The speaker’s grave is the most important symbol in the poem, serving as a setting and as the embodiment of the poem’s thematic preoccupations with death and memory. Variations of the phrase “digging on my grave” occur at the opening of each of the poem’s six stanzas (Lines 1, 7, 13, 19, 25, and 31), constantly reminding the reader that this dialogue is taking place in a graveyard and emphasizing that the poem’s speaker is deceased. The grave represents all that is now left of the speaker. Her grave is her last link to the life she once led, and therefore neglecting her grave means neglecting her memory. In discovering that no one is visiting her grave, the speaker learns the extent of her loved ones’ indifference, revealing the fragility of human affection and memory more generally.

The Dog’s Bone

The dog’s bone in the poem’s sixth and final stanza is a symbol of the mundaneness and banality of death. When the speaker discovers the identity of her grave’s visitor, she is at first delighted, believing that her dog’s presence proves that animals have purer loyalty than humans do. However, the dog merely wanted to bury a bone for his “daily trot” (Line 34) by the gravesite. The importance of the dog’s bone is twofold. First, the dog’s concern with his bone instead of with the memory of his former owner furthers the poem’s themes of how banal death is and how fragile all forms of affection really are. Second, the fact that it is a bone is a rather cruel twist, as the bone the dog buries also brings to mind the decaying bones of the poem’s speaker, who is, after all, a buried skeleton.
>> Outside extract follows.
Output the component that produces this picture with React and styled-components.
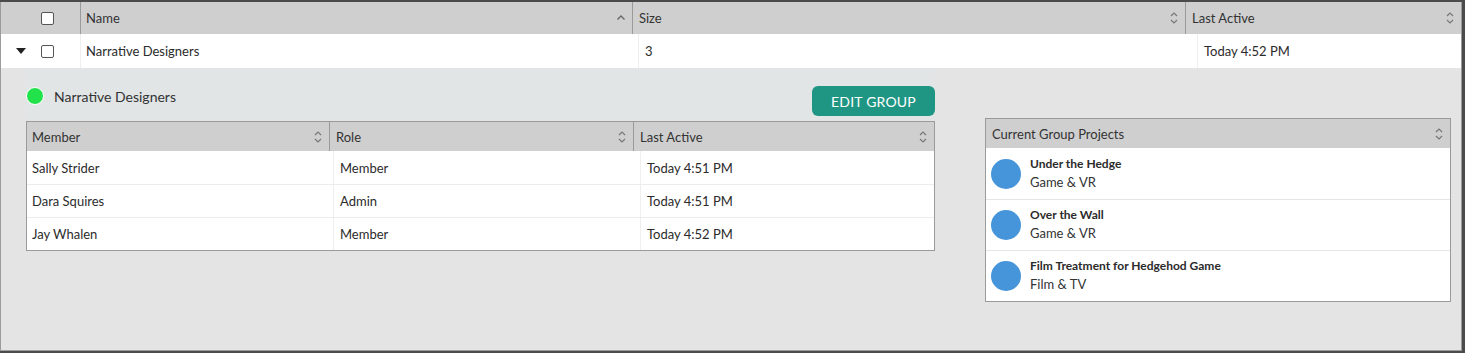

The dog’s bone also once belonged to a living creature, just as the speaker was once a living person who has now also been reduced to something mundane and irrelevant in the eyes of those she loved.

Death and Forgetting

Death and forgetting are the most important motifs in the poem. The poem is quite cohesive in terms of its structure and themes: Stanzas follow a pattern, with the speaker remembering a former relationship and guessing that the person in question is her mystery visitor, only to be left disillusioned to learn that she has been neglected and forgotten by everyone. This systematic dismantling of each of the speaker’s former ties sustains the motif that death and forgetting go hand-in-hand. The message of the poem is ultimately pragmatic: The dead are destined to be swiftly forgotten and replaced, regardless of how loved they appeared to be while they were alive.